Peter the Hermit had been to Jerusalem and come back changed. He had made the pilgrimage sometime before 1095 — a difficult, dangerous journey from France through the Byzantine Empire and into the Holy Land, which had recently passed from relatively tolerant Arab rule to the Seljuk Turks, who had much less patience for Christian visitors wandering around their conquered territory. He had seen Christian pilgrims mistreated. He had seen churches neglected and holy sites in the hands of people who did not consider them holy. He had prayed in the Church of the Holy Sepulchre where Christ was said to have been buried, and he came home unable to stop thinking about what he had seen. When Pope Urban II called for a crusade at the Council of Clermont in November 1095 — a formal campaign to recapture Jerusalem from the Turks — Peter's private conviction and the Church's public call found each other at exactly the right moment.
Peter the Hermit's preaching tour through France and Germany in 1095-96 generated a spontaneous popular movement — the People's Crusade — that preceded the organized military campaign. Most of his followers never reached Jerusalem.

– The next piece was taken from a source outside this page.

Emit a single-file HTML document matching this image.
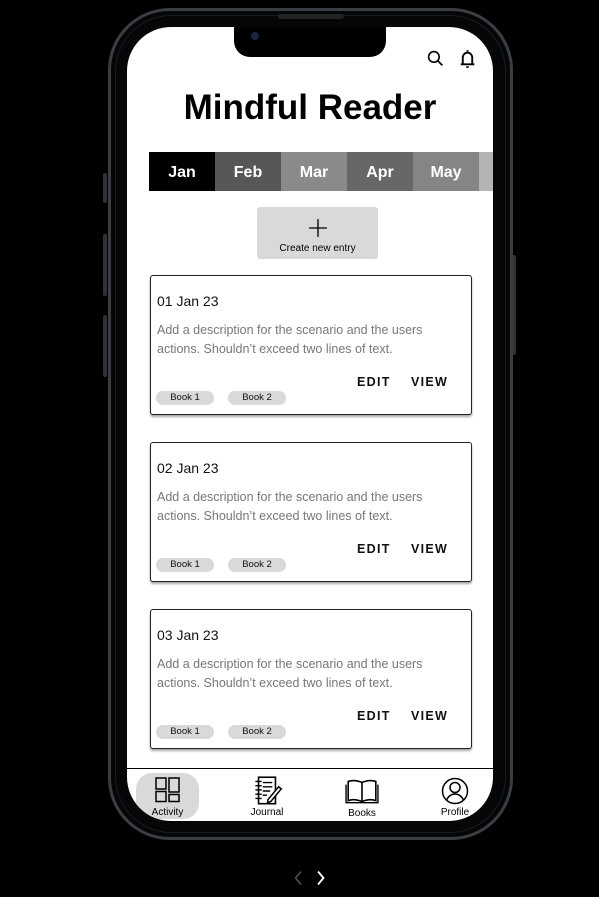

The Sermon That Moved a Continent
Peter was physically unimpressive. He was small, thin, and barefoot. He rode a donkey. He wore a rough hermit's robe. He was not a theologian or a bishop or a man of formal ecclesiastical standing. What he had was conviction of the kind that people can hear in someone's voice from fifty yards away. He began preaching in Berry in central France. People came to hear him and wept. Some kissed his donkey. He preached in Champagne, in Lorraine, in Germany. Everywhere he went the crowds gathered and many of them immediately decided to go with him to Jerusalem. Nobody had organized this. There were no logistics, no supplies planned, no military structure. People left their farms in the middle of the plowing season. Women with children attached themselves to the column. Elderly monks who had no business on a military expedition joined. A small number of actual knights came too, but the overwhelming majority of the gathering army were ordinary people who had heard Peter preach and decided that going to Jerusalem was what God wanted them to do. By the spring of 1096 he had somewhere between 100,000 and 200,000 people — ancient sources give wildly different numbers — marching east. It was the largest unplanned human movement in medieval European history.

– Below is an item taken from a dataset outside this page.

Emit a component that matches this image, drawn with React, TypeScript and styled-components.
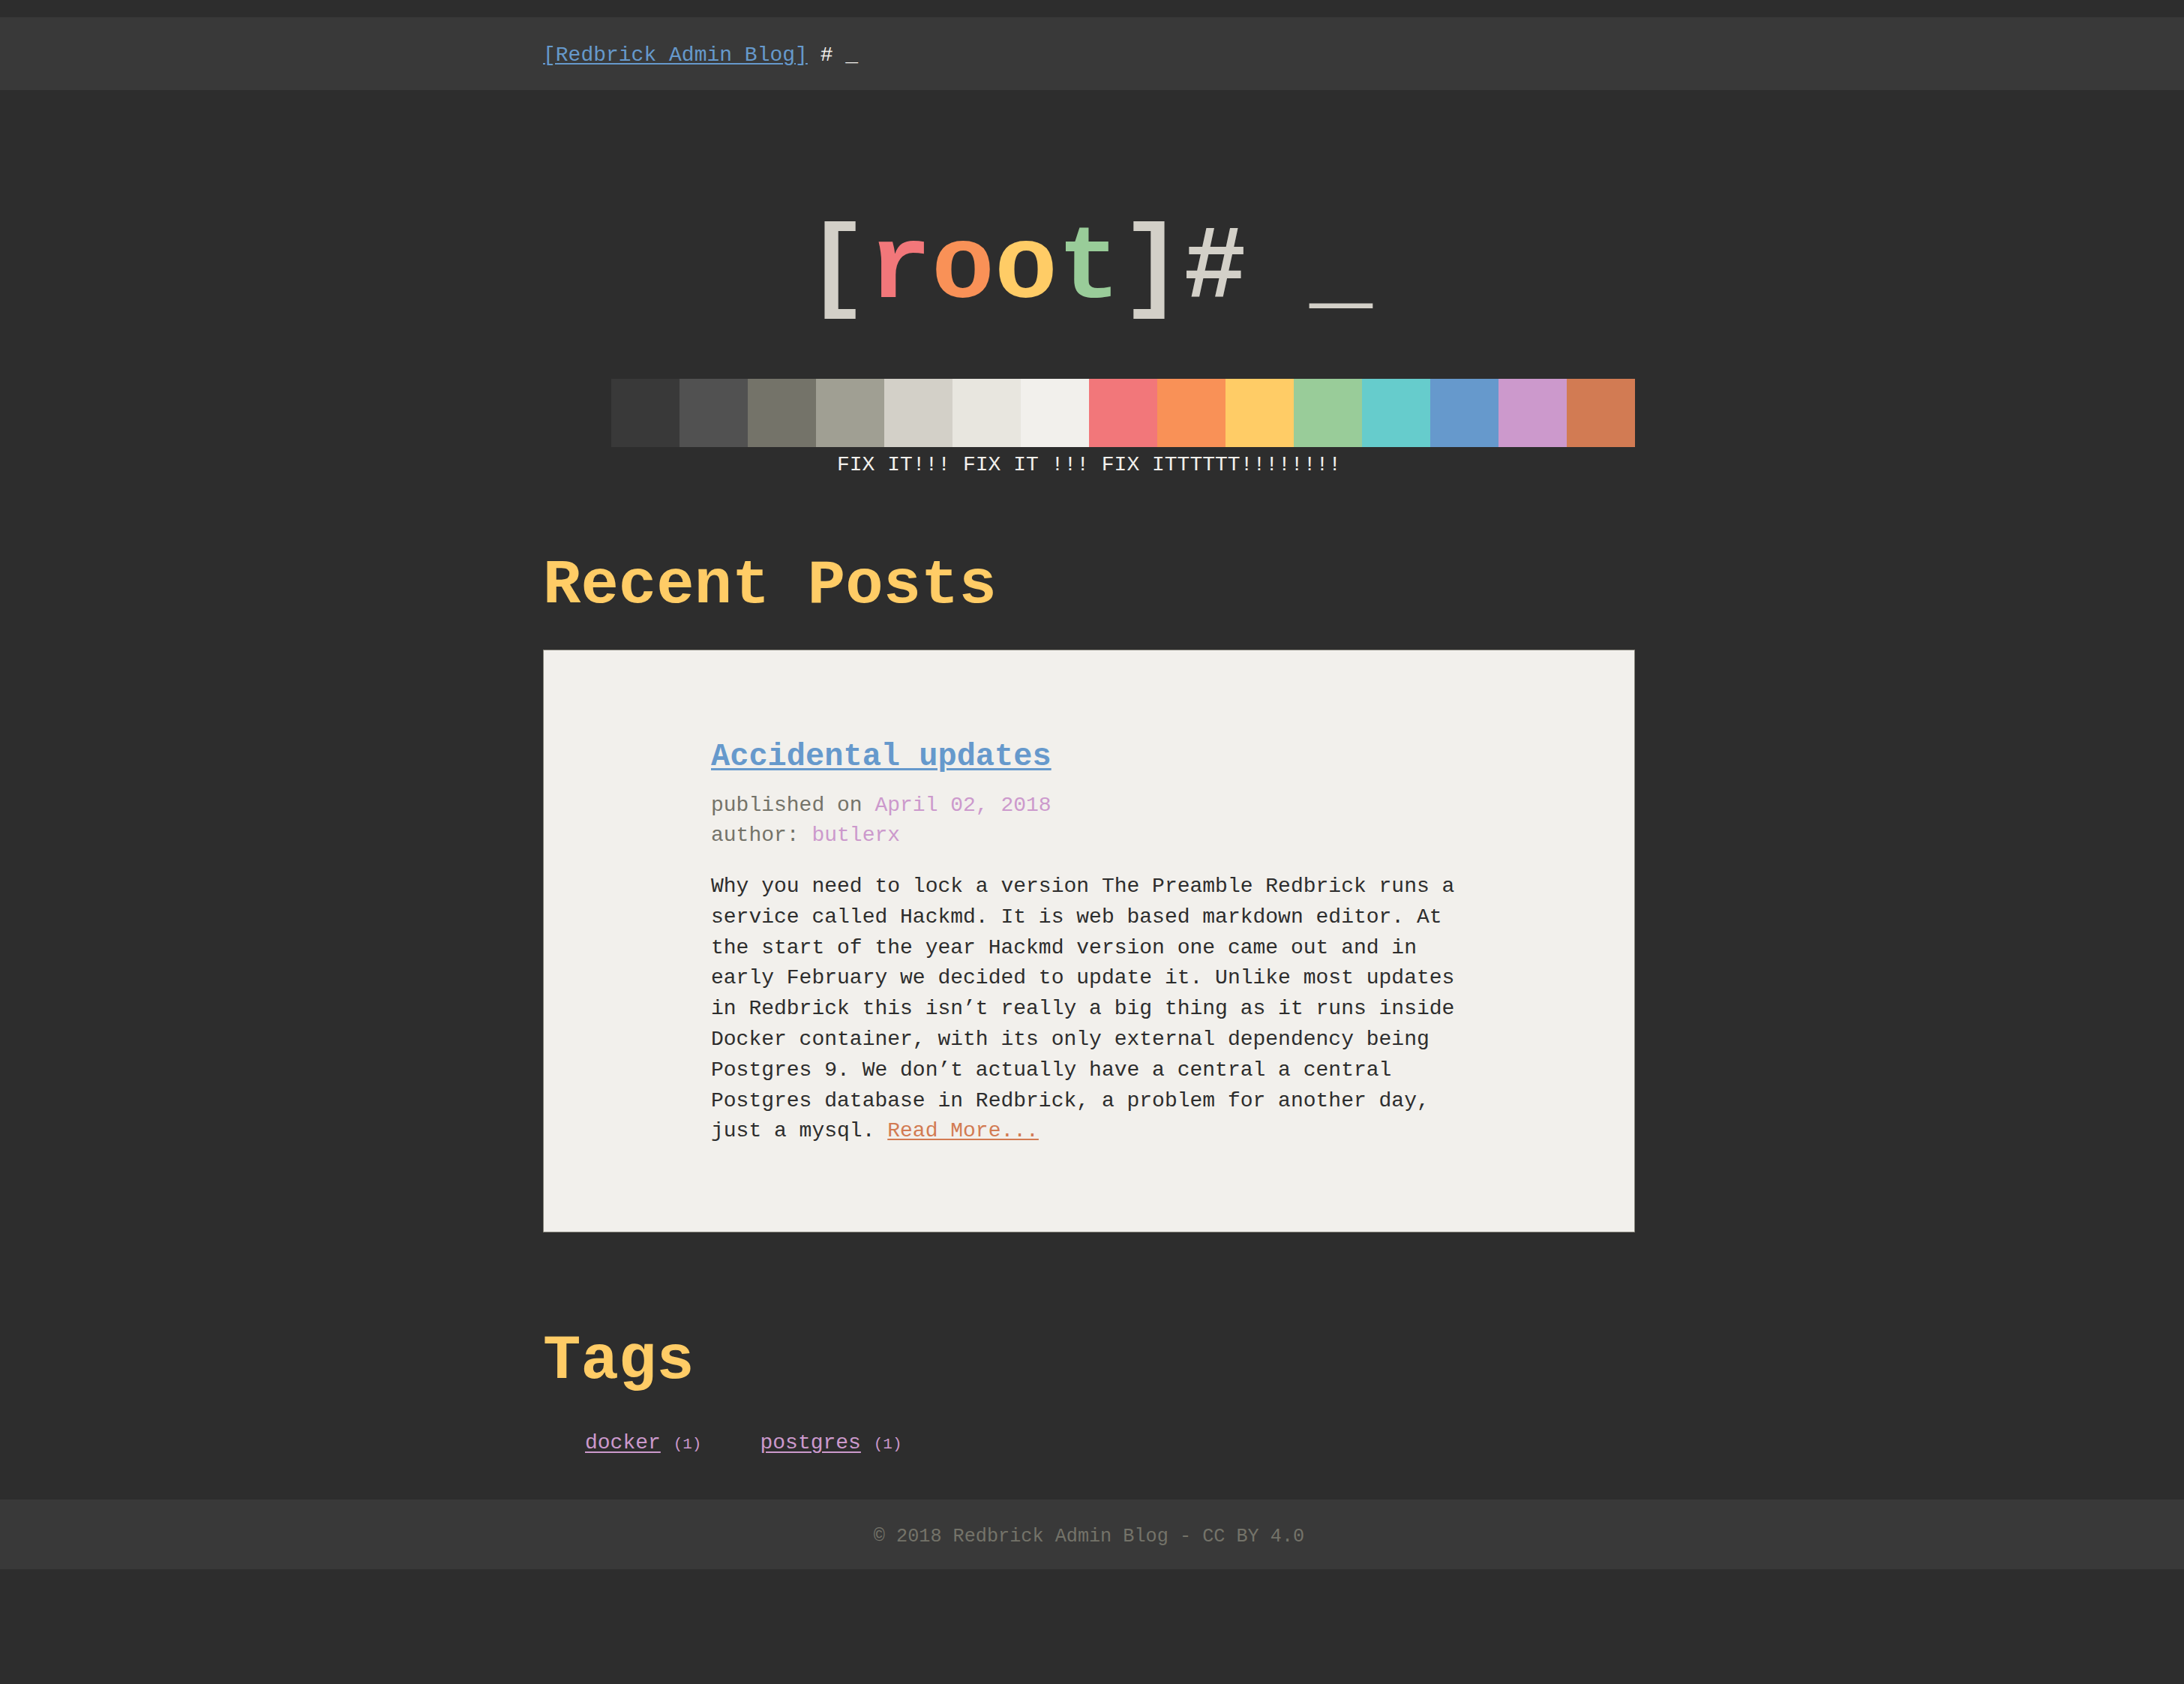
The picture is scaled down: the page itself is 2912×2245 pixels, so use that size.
import React from "react";
import styled, { createGlobalStyle } from "styled-components";

const mono = `"Liberation Mono", "DejaVu Sans Mono", monospace`;

const GlobalStyle = createGlobalStyle`
  html, body {
    margin: 0;
    padding: 0;
    background: #2d2d2d;
  }
  body {
    font-family: ${mono};
    font-size: 28px;
    color: #d3d0c8;
  }
  * { box-sizing: border-box; }
`;

const Page = styled.div`
  padding-top: 23px;
  background: #2d2d2d;
`;

const Band = styled.div<{ $bg?: string }>`
  background: ${(p) => p.$bg || "transparent"};
  padding-right: 8px;
`;

const Column = styled.div`
  width: 1456px;
  margin: 0 auto;
`;

const HeaderBar = styled(Column)`
  padding: 30px 0 26px;
  line-height: 41px;
  font-size: 28px;
  color: #f2f0ec;
  white-space: pre;
`;

const HomeLink = styled.a`
  color: #6699cc;
  text-decoration: underline;
  text-underline-offset: 3px;
`;

const Title = styled.h1`
  margin: 169px 0 0;
  font-size: 140px;
  line-height: 140px;
  font-weight: 700;
  text-align: center;
  color: #d3d0c8;
  white-space: pre;
`;

const Letter = styled.span<{ $c: string }>`
  color: ${(p) => p.$c};
`;

const SwatchRow = styled.div`
  display: flex;
  margin-top: 76px;
`;

const Swatch = styled.div<{ $c: string }>`
  width: 91px;
  height: 91px;
  background: ${(p) => p.$c};
`;

const Caption = styled.p`
  margin: 3px 0 0;
  font-size: 28px;
  line-height: 41px;
  text-align: center;
  color: #f2f0ec;
  white-space: pre;
`;

const SectionTitle = styled.h2<{ $mt: number }>`
  margin: ${(p) => p.$mt}px 0 0;
  font-size: 84px;
  line-height: 100px;
  font-weight: 700;
  color: #ffcc66;
`;

const Card = styled.article`
  margin-top: 35px;
  background: #f2f0ec;
  border: 1px solid #85847b;
  padding: 117px 223px 113px;
`;

const PostTitle = styled.h3`
  margin: 0;
  font-size: 42px;
  line-height: 50px;
  font-weight: 700;
`;

const PostLink = styled.a`
  color: #6699cc;
  text-decoration: underline;
  text-decoration-thickness: 3px;
  text-underline-offset: 4px;
`;

const Meta = styled.div`
  margin-top: 20px;
  font-size: 28px;
  line-height: 40px;
  color: #747369;
`;

const Accent = styled.span`
  color: #cc99cc;
`;

const Body = styled.p`
  margin: 28px 0 0;
  max-width: 1008px;
  font-size: 28px;
  line-height: 40.8px;
  color: #2d2d2d;
`;

const ReadMore = styled.a`
  color: #d27b53;
  text-decoration: underline;
  text-underline-offset: 3px;
`;

const TagList = styled.ul`
  list-style: none;
  margin: 38px 0 0;
  padding: 0 0 0 56px;
  display: flex;
  gap: 78px;
  line-height: 41px;
`;

const TagItem = styled.li`
  color: #cc99cc;
  white-space: pre;
`;

const TagLink = styled.a`
  color: #cc99cc;
  text-decoration: underline;
  text-underline-offset: 4px;
`;

const TagCount = styled.span`
  font-size: 21px;
`;

const FooterText = styled(Column)`
  margin-top: 53px;
`;

const FooterInner = styled(Column)`
  padding: 29px 0 23px;
  font-size: 25.2px;
  line-height: 41px;
  text-align: center;
  color: #747369;
`;

const swatches = [
  "#2d2d2d",
  "#393939",
  "#515151",
  "#747369",
  "#a09f93",
  "#d3d0c8",
  "#e8e6df",
  "#f2f0ec",
  "#f2777a",
  "#f99157",
  "#ffcc66",
  "#99cc99",
  "#66cccc",
  "#6699cc",
  "#cc99cc",
  "#d27b53",
];

const tags = [
  { name: "docker", count: 1 },
  { name: "postgres", count: 1 },
];

export default function App() {
  return (
    <>
      <GlobalStyle />
      <Page>
        <Band $bg="#393939">
          <HeaderBar>
            <HomeLink href="#">[Redbrick Admin Blog]</HomeLink> # _
          </HeaderBar>
        </Band>
        <Band>
          <Column>
            <Title>
              [<Letter $c="#f2777a">r</Letter>
              <Letter $c="#f99157">o</Letter>
              <Letter $c="#ffcc66">o</Letter>
              <Letter $c="#99cc99">t</Letter>]# _
            </Title>
            <SwatchRow>
              {swatches.map((c) => (
                <Swatch key={c} $c={c} />
              ))}
            </SwatchRow>
            <Caption>FIX IT!!! FIX IT !!! FIX ITTTTTT!!!!!!!!</Caption>
            <SectionTitle $mt={91}>Recent Posts</SectionTitle>
            <Card>
              <PostTitle>
                <PostLink href="#">Accidental updates</PostLink>
              </PostTitle>
              <Meta>
                published on <Accent>April 02, 2018</Accent>
                <br />
                author: <Accent>butlerx</Accent>
              </Meta>
              <Body>
                Why you need to lock a version The Preamble Redbrick runs a
                service called Hackmd. It is web based markdown editor. At the
                start of the year Hackmd version one came out and in early
                February we decided to update it. Unlike most updates in
                Redbrick this isn’t really a big thing as it runs inside Docker
                container, with its only external dependency being Postgres 9.
                We don’t actually have a central a central Postgres database in
                Redbrick, a problem for another day, just a mysql.{" "}
                <ReadMore href="#">Read More...</ReadMore>
              </Body>
            </Card>
            <SectionTitle $mt={122}>Tags</SectionTitle>
            <TagList>
              {tags.map((t) => (
                <TagItem key={t.name}>
                  <TagLink href="#">{t.name}</TagLink>{" "}
                  <TagCount>({t.count})</TagCount>
                </TagItem>
              ))}
            </TagList>
          </Column>
        </Band>
        <FooterText />
        <Band $bg="#393939">
          <FooterInner>© 2018 Redbrick Admin Blog - CC BY 4.0</FooterInner>
        </Band>
      </Page>
    </>
  );
}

The People's Crusade: What Happened When Enthusiasm Met Reality
The march through Germany produced atrocities. Groups within Peter's following attacked Jewish communities in the Rhineland, killing thousands on the reasoning that the enemies of God were present at home as well as in Jerusalem. Peter himself reportedly tried to stop some of these massacres and failed. The killing happened anyway. Through Hungary and into the Byzantine Empire, the column struggled. Food ran short. Some groups took what they needed from local populations. The Byzantine emperor Alexius, who had originally asked the Pope for help against the Turks, found himself managing a quarter-million hungry and increasingly desperate pilgrims tramping through his territory. He provided food, kept them moving, and got them across the Bosphorus into Asia Minor as quickly as possible. In Asia Minor, the Seljuk Turks were waiting. The People's Crusade was destroyed almost immediately. The Turks were professional cavalry soldiers. Peter's followers were mostly untrained farmers. A force that marched into Turkish territory was ambushed and cut to pieces. Another force met the main Turkish army and was annihilated. Of the hundreds of thousands who had followed Peter out of France and Germany, the vast majority were killed, enslaved, or simply lost somewhere along the roads of the eastern Mediterranean. Peter himself survived. He had remained at Constantinople during the final disasters and was not among the dead.